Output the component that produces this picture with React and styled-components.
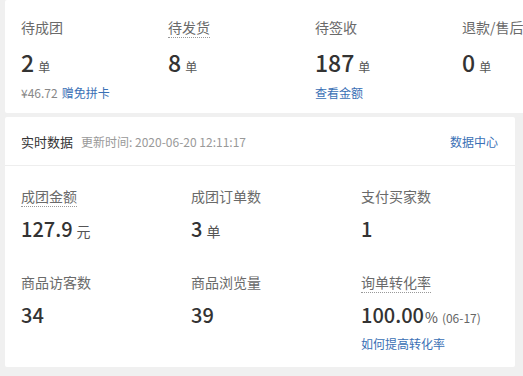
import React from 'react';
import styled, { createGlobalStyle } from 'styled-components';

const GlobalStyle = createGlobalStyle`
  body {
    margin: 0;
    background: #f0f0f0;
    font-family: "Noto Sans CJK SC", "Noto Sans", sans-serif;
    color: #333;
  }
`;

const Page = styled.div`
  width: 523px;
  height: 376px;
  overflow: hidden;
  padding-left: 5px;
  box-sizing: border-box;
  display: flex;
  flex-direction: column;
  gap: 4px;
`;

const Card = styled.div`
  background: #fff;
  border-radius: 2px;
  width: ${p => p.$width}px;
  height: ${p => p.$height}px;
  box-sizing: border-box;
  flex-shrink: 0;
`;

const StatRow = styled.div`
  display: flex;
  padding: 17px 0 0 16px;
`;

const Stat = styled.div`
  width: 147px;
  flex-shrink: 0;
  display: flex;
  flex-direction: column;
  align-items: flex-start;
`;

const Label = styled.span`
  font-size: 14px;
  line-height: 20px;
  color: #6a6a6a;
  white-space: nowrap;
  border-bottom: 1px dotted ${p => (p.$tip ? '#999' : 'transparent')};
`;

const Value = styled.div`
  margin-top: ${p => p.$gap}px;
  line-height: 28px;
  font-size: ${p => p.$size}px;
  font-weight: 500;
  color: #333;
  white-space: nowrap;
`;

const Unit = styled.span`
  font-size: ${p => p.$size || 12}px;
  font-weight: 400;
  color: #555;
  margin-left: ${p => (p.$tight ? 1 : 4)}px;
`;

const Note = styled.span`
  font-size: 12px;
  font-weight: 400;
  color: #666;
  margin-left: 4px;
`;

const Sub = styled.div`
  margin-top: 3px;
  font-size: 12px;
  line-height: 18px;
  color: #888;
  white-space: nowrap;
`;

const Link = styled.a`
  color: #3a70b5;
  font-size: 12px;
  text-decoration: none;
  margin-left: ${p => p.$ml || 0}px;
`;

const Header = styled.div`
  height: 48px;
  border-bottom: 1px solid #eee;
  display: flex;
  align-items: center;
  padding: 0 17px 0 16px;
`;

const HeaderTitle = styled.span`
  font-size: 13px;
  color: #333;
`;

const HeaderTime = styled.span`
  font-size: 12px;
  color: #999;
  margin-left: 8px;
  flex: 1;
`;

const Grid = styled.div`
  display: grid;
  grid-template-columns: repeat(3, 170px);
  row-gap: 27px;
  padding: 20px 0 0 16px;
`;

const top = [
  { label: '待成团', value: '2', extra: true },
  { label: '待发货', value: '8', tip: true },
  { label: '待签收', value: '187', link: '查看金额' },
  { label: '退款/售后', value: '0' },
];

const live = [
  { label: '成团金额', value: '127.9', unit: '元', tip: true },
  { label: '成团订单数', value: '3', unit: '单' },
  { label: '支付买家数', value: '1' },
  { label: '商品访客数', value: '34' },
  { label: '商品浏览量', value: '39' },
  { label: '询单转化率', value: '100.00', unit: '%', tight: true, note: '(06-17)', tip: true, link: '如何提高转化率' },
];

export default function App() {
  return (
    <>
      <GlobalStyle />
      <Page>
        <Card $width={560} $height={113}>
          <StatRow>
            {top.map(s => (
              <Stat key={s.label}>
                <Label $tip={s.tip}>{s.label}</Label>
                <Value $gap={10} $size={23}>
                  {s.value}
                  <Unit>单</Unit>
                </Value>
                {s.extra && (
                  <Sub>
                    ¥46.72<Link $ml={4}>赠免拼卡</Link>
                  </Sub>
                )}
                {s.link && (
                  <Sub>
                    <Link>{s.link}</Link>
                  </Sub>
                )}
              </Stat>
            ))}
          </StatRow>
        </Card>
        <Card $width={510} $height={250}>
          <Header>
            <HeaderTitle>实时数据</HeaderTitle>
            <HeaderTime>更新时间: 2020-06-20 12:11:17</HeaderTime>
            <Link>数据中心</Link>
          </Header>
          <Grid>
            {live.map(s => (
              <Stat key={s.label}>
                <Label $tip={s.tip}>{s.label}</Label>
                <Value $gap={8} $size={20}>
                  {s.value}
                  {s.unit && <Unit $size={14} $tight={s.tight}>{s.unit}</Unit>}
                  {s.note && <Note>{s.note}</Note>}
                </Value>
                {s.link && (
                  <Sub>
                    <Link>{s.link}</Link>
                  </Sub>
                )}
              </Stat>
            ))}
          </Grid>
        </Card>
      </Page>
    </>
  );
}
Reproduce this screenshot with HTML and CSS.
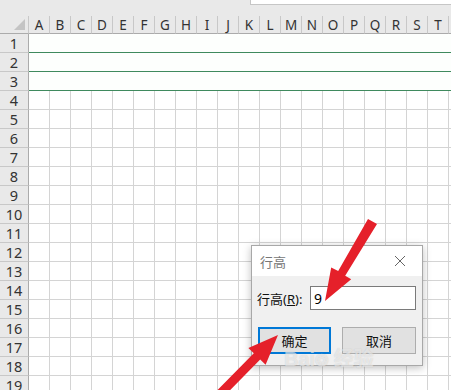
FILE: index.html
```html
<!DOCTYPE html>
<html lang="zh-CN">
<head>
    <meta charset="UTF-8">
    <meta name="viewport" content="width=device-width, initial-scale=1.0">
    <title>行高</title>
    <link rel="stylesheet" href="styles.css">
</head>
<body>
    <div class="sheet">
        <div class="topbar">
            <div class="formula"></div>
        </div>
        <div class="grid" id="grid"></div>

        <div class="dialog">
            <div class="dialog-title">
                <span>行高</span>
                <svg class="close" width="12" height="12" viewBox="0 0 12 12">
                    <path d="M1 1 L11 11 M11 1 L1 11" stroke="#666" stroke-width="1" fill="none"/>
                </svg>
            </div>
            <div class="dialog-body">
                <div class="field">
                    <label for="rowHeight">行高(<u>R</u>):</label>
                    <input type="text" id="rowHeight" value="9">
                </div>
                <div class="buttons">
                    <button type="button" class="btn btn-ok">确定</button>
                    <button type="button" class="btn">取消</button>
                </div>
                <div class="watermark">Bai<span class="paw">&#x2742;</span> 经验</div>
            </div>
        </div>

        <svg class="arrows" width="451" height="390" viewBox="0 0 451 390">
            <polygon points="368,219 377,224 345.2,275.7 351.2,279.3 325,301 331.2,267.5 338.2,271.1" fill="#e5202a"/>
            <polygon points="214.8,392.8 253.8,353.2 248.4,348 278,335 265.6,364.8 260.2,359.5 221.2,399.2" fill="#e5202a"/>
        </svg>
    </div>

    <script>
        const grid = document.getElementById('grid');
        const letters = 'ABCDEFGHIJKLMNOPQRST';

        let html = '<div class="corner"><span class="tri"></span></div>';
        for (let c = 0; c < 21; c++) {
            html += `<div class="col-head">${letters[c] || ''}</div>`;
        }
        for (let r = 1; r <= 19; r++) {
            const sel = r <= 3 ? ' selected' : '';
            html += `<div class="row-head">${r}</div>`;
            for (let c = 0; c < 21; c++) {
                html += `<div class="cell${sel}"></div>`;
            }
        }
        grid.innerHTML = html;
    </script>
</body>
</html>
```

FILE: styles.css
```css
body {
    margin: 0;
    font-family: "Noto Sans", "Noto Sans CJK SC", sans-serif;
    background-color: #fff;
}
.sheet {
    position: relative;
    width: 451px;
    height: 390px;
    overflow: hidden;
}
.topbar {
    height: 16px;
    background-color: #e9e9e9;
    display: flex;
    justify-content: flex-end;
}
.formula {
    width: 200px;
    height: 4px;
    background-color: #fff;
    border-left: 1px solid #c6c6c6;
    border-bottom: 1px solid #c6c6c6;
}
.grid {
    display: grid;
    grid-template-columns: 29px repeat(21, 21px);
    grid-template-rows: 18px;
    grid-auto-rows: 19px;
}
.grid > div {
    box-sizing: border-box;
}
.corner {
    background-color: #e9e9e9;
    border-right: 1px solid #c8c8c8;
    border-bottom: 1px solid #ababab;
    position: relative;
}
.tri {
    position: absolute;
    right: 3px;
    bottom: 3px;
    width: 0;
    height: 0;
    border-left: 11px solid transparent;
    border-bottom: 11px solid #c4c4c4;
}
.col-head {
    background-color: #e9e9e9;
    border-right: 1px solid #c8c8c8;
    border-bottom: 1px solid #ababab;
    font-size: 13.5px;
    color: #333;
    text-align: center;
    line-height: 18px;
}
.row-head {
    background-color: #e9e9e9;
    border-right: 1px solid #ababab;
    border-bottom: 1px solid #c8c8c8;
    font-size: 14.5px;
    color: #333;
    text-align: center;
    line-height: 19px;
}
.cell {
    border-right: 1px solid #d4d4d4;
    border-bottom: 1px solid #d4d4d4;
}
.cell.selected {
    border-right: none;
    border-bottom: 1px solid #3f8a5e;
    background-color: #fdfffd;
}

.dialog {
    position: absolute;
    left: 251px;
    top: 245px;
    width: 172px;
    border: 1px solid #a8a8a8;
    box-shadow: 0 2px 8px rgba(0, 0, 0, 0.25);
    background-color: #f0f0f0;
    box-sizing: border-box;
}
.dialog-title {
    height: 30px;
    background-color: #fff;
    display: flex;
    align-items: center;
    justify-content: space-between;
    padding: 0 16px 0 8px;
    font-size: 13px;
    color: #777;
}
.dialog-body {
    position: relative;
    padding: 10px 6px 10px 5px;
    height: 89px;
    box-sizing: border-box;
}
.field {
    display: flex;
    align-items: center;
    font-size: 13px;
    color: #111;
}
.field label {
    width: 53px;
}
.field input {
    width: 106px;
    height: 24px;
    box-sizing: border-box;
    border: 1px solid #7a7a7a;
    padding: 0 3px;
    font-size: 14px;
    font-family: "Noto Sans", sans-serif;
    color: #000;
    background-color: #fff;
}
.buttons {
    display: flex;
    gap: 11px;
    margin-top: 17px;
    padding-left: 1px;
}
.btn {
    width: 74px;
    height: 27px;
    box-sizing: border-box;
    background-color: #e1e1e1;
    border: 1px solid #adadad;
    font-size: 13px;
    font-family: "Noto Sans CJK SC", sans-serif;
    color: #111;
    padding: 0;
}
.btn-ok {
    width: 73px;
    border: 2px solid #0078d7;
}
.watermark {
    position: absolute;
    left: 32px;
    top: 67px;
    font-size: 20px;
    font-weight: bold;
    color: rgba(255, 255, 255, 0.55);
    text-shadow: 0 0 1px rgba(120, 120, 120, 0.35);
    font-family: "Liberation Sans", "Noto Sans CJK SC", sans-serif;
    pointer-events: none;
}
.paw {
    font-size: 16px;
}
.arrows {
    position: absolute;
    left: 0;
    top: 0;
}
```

###

Task to complete: Copy out each line of the data containing the string "with".

Result of the exercise:
Output the component that produces this picture with React and styled-components.
Reproduce this screenshot with HTML and CSS.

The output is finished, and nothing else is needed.